Selain menyorot perjalanan intelektual sang ilmuwan, film ini juga menguliti kisah asmara Oppie yang problematik. Meniduri seorang wanita komunis dengan gombalan, “Aku sudah baca tiga jilid Das Kapital,” tapi malah menikahi istri orang lain karena gombalan fisika molekul. Tapi semua seolah bisa ditoleransi, karena seperti kata Oppie: semua bisa ditebus dengan kecerdasan!
Dari seorang fisikawan yang sempat diremehkan, Oppie perlahan bersinar usai dianggap sebagai orang yang membawa fisika kuantum ke Amerika. Padahal, fisika kuantum sempat dianggap lelucon. Gagasan besar yang pintu gerbangnya sudah dibuka oleh Einstein itu, benar-benar memikat para pembesar Amerika Serikat.
Fisika kuantum, dengan teori atomnya itu, dinilai bisa membuat Amerika lebih di depan ketimbang Uni Soviet atau Nazi. Amerika harus berlomba-lomba agar tak tertinggal. Maka tawaran itu pun datang ke hadapan Oppie: Anda mau memimpin project Manhattan?
Tak dinyana, setelah basa-basi yang agak menyebalkan, Oppie dengan senang hati menerima tawaran itu. Alasannya jelas, ia benci jika Nazi lebih dulu mendapatkan teknologi bom atom.
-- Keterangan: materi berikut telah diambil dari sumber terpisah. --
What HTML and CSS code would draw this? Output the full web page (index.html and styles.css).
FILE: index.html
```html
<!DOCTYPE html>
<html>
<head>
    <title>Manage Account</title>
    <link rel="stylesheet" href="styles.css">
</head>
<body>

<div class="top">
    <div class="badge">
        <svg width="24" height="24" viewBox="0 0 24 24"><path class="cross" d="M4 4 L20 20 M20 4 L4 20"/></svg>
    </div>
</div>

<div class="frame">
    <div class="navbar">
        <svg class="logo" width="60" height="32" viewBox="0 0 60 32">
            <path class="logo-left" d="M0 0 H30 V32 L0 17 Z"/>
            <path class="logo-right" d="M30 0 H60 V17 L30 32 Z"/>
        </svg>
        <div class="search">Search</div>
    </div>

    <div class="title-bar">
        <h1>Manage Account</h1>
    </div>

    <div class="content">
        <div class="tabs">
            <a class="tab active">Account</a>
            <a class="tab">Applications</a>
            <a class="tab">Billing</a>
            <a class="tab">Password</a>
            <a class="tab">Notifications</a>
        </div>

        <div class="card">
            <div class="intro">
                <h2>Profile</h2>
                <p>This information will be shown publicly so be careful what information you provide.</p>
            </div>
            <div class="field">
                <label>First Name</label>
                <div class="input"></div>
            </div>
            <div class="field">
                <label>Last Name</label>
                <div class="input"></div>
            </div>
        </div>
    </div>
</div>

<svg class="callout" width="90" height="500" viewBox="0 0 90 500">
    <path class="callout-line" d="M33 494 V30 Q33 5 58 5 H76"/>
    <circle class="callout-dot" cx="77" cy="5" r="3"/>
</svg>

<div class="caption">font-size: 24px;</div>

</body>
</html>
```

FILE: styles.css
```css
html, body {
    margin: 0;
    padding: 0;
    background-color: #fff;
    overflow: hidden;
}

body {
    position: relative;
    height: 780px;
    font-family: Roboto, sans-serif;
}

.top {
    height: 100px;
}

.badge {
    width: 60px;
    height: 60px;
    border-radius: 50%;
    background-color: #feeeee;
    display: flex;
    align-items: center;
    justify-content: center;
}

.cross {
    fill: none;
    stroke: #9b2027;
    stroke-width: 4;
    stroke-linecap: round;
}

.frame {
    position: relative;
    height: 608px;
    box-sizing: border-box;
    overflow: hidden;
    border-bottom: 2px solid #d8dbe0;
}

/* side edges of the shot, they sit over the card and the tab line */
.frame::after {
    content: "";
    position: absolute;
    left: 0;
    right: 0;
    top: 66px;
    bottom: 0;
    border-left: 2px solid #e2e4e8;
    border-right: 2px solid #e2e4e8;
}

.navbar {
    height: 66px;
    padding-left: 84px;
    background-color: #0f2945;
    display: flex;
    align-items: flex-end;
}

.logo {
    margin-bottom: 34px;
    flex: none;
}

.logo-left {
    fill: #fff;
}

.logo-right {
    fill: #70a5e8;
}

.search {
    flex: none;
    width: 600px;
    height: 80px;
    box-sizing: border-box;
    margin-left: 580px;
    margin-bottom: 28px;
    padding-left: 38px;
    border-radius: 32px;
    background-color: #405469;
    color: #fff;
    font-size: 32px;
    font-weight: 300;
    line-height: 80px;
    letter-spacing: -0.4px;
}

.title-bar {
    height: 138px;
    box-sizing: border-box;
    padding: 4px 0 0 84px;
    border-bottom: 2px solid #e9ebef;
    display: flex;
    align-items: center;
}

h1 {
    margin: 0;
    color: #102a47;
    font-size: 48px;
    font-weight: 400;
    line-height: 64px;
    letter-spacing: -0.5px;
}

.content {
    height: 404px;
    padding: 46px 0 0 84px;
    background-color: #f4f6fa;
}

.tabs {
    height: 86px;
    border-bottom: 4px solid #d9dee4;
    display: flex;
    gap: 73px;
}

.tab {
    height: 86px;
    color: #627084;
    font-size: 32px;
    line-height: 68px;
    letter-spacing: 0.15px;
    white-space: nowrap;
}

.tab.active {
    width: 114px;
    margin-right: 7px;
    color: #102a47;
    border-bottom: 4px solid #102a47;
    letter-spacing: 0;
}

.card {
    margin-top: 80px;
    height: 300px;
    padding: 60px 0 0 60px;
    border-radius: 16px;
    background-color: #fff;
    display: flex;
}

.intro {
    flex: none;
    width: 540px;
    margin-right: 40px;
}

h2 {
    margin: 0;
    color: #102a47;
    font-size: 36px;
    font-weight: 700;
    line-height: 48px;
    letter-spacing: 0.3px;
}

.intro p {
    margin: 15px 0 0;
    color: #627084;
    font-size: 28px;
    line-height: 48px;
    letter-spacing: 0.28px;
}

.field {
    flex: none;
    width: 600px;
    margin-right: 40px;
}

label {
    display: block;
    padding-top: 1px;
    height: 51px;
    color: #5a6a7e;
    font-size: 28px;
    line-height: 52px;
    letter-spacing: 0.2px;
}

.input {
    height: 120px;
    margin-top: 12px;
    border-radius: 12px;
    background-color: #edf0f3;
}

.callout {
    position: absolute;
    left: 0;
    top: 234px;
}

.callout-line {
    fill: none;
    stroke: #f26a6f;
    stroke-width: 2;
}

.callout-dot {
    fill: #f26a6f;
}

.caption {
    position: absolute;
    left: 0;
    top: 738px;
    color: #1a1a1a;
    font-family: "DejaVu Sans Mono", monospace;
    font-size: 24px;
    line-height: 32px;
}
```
Apalagi Hitler pernah mengolok-olok fisika kuantum dengan julukan ‘sains Yahudi’.
Proyek Kelahiran Bom Atom
Oppie pun memimpin project itu di Los Alamos, New Mexico. Ia merekrut kawan-kawan ilmuwannya. Mengatur divisi-divisinya, juga tentu mengorganisir semuanya agar target penemuan bom atom bisa segera terwujud. Tanpa disadari, Oppie menjelma sebagai seorang politikus.
Setelah serangkaian kegagalan, project itu akhirnya membuahkan hasil. Boooom! Bom atom diledakkan. Oppie menjadi bapak bom atom penghancur dunia itu.
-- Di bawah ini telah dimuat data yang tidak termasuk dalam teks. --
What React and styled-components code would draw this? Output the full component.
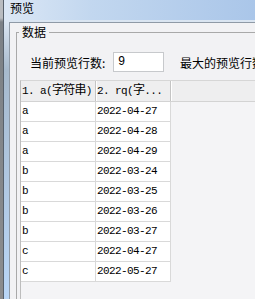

Tapi apakah kelahiran bom atom menerbitkan bahagia di hati Oppie? Tidak. Dia sedih saat tahu ‘anaknya’ itu dijatuhkan di Jepang. Pada momen inilah, menurut saya, Nolan bisa menggambarkan nuansa ‘feeling guilty’ Oppie yang begitu murung. Bayangan wajah terkelupas karena panas bom hingga adegan Oppie yang menginjak mayat yang gosong. Muram.
Cillian Murphy benar-benar bisa memerankan tokoh sejarah ini dengan sangat presisi. Dari caranya berkacak pinggang, hingga wajahnya yang selalu tenang persis seperti Oppie.
Dicengkeram Rasa Bersalah
Belum juga pulih dari rasa bersalah yang menyiksa, Oppie justru dizalimi dengan manuver-manuver politik. Ia dicap sebagai orang kiri. Dituding sebagai mata-mata Soviet dan harus menjalani sidang tertutup. Malangnya nasibmu Oppie. Setelah dedikasi yang ia berikan untuk Amerika, ia justru dikhianati.
Film ini juga menguak ironi tentang bagaimana politik selalu mampu membenamkan setiap manusia kepada kekalahan. Oppie adalah satu tumbal politik yang merasakan hal itu.
Film ini, sekaligus menegaskan bahwa politik memang ruang yang penuh dengan pisau yang bisa menusuk kapan saja. Selalu saja ada siasat untuk menjatuhkan orang lain.
Oleh karena itu, film ini secara tak langsung juga ikut menasbihkan Nolan sebagai bapak sinema yang selalu mampu menghadirkan karya serupa balada kehidupan nyata manusia.